10. A coil component, comprising:

a core element;

upper and lower cover elements respectively bonded to opposite upper and lower surfaces of the core element;

upper and lower double coil structures embedded in the core element, the upper double coil structure forming first and second upper coils contacting the upper surface of the cover element and the lower double coil structure forming third and fourth lower coils contacting the lower surface of the cover element, and the upper and lower double coil structures respectively covered by the upper and lower cover elements; and

vias configured to connect the first coil conductor of the upper double coil structure and the third coil conductor of the lower double coil structure, and to connect the second coil conductor of the upper double coil structure and the fourth coil conductor of the lower double coil structure,

wherein the first and second upper coils of the upper double coil structure and the third and fourth lower coils of the lower double coil structure each has a trapezoidal cross-section whose width decreases toward the via connected thereto.

11. The coil component of claim 10, wherein the core element and the upper and lower cover elements are formed of the same material.

12. The coil component of claim 10, wherein any non-conductive portion between the upper and lower double coil structures, and the upper and lower cover elements, are formed of a same magnetic resin composite.

13. The coil component of claim 10, wherein the upper cover element contacts the upper double coil structure and the lower cover element contacts the lower double coil structure.

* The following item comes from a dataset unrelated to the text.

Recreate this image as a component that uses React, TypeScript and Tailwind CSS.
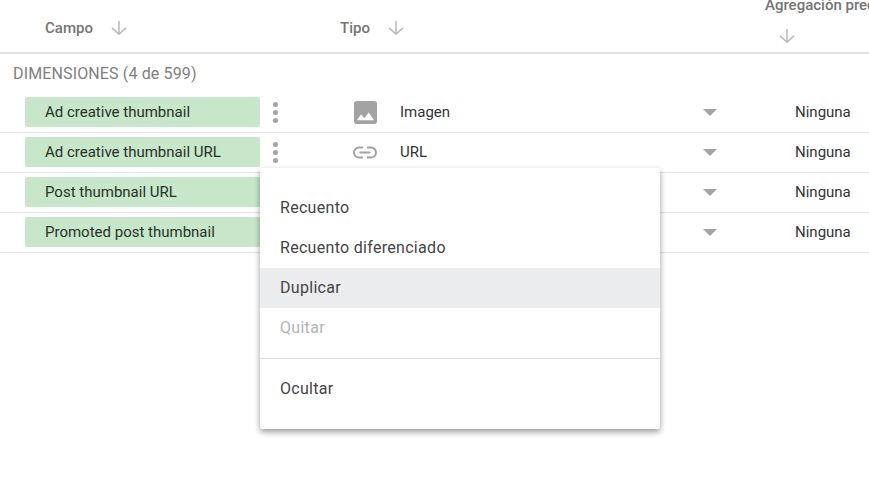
const font = { fontFamily: 'Roboto, sans-serif' };

function ArrowDown({ className }: { className?: string }) {
  return (
    <svg viewBox="0 0 16 16" className={`w-4 h-4 ${className ?? ''}`} fill="none" stroke="#bdbdbd" strokeWidth="1.6">
      <path d="M8 1v13M1 7.8 8 14.2l7-6.4" />
    </svg>
  );
}

function Dots() {
  return (
    <div className="flex flex-col items-center gap-[3px] w-[5px]">
      <span className="w-[5px] h-[5px] rounded-full bg-[#a3a3a3]" />
      <span className="w-[5px] h-[5px] rounded-full bg-[#a3a3a3]" />
      <span className="w-[5px] h-[5px] rounded-full bg-[#a3a3a3]" />
    </div>
  );
}

function ImageIcon() {
  return (
    <svg viewBox="0 0 24 24" className="w-[23px] h-[23px]" fill="#a3a3a3">
      <path d="M24 21.3V2.7C24 1.2 22.8 0 21.3 0H2.7C1.2 0 0 1.2 0 2.7v18.6C0 22.8 1.2 24 2.7 24h18.6c1.5 0 2.7-1.2 2.7-2.7ZM7.3 14l3.4 4 4.6-6 5.7 8H3l4.3-6Z" />
    </svg>
  );
}

function LinkIcon() {
  return (
    <svg viewBox="0 0 26 13" className="w-[26px] h-[13px]" fill="none" stroke="#a3a3a3" strokeWidth="2">
      <path d="M11 1.5H7a5 5 0 0 0 0 10h4M15 1.5h4a5 5 0 0 1 0 10h-4M7.5 6.5h11" />
    </svg>
  );
}

function Caret() {
  return <div className="w-0 h-0 border-x-[7px] border-x-transparent border-t-[7px] border-t-[#a3a3a3]" />;
}

const rows = [
  { name: 'Ad creative thumbnail', type: 'Imagen', icon: <ImageIcon /> },
  { name: 'Ad creative thumbnail URL', type: 'URL', icon: <LinkIcon /> },
  { name: 'Post thumbnail URL', type: '', icon: null },
  { name: 'Promoted post thumbnail', type: '', icon: null },
];

function MenuItem({ label, active, disabled }: { label: string; active?: boolean; disabled?: boolean }) {
  return (
    <div
      className={`h-10 flex items-center px-5 text-[16px] tracking-[0.3px] ${active ? 'bg-[#ebecee]' : ''} ${
        disabled ? 'text-[#b4b4b4]' : 'text-[#444444]'
      }`}
    >
      {label}
    </div>
  );
}

export default function App() {
  return (
    <div className="relative w-[869px] h-[477px] bg-white overflow-hidden" style={font}>
      <div className="flex h-[54px] border-b-2 border-[#e3e3e3] text-[15px] font-medium text-[#757575]">
        <div className="w-[340px] pl-[45px] pt-[3px] flex items-center gap-[18px]">
          <span className="pt-[1px]">Campo</span>
          <ArrowDown />
        </div>
        <div className="w-[425px] pt-[3px] flex items-center gap-[18px]">
          <span className="pt-[1px]">Tipo</span>
          <ArrowDown />
        </div>
        <div className="flex-1 min-w-0 overflow-hidden whitespace-nowrap">
          <div className="h-[10px] leading-[10px]">Agregación predeterminada</div>
          <ArrowDown className="ml-[14px] mt-[18px]" />
        </div>
      </div>

      <div className="h-[39px] pl-[13px] flex items-center text-[16px] tracking-[0.14px] text-[#808080]">
        DIMENSIONES (4 de 599)
      </div>

      <div className="text-[15px]">
        {rows.map((r) => (
          <div key={r.name} className="h-10 border-b border-[#e3e3e3] flex items-center">
            <div className="self-start mt-1 ml-[25px] w-[235px] h-[30px] rounded-[2px] bg-[#c8e6c9] flex items-center pl-5 text-[#263228] shrink-0">
              {r.name}
            </div>
            <div className="w-[5px] ml-[13px] shrink-0">
              <Dots />
            </div>
            <div className="w-[26px] ml-[74px] flex justify-center shrink-0">{r.icon}</div>
            <div className="ml-[22px] w-[303px] text-[#333333] shrink-0">{r.type}</div>
            <Caret />
            <div className="ml-[78px] text-[#333333]">Ninguna</div>
          </div>
        ))}
      </div>

      <div className="absolute left-[260px] top-[168px] w-[400px] h-[261px] bg-white rounded-[2px] shadow-[0_3px_6px_rgba(0,0,0,0.4)] py-5">
        <MenuItem label="Recuento" />
        <MenuItem label="Recuento diferenciado" />
        <MenuItem label="Duplicar" active />
        <MenuItem label="Quitar" disabled />
        <div className="border-t border-[#dedfe1] mt-[10px] mb-[10px]" />
        <MenuItem label="Ocultar" />
      </div>
    </div>
  );
}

14. The coil component of claim 10, wherein the vias connect the first and third coil conductors, and the second and fourth coil conductors, such that levels of magnetic flux produced by current flow through the coil conductors are reinforced by each other to increase common mode impedance when currents are applied to the first and second coil conductors in the same direction, and levels of magnetic flux are compensated by each other to decrease differential mode impedance when currents are applied to the first and second coil conductors in opposite directions.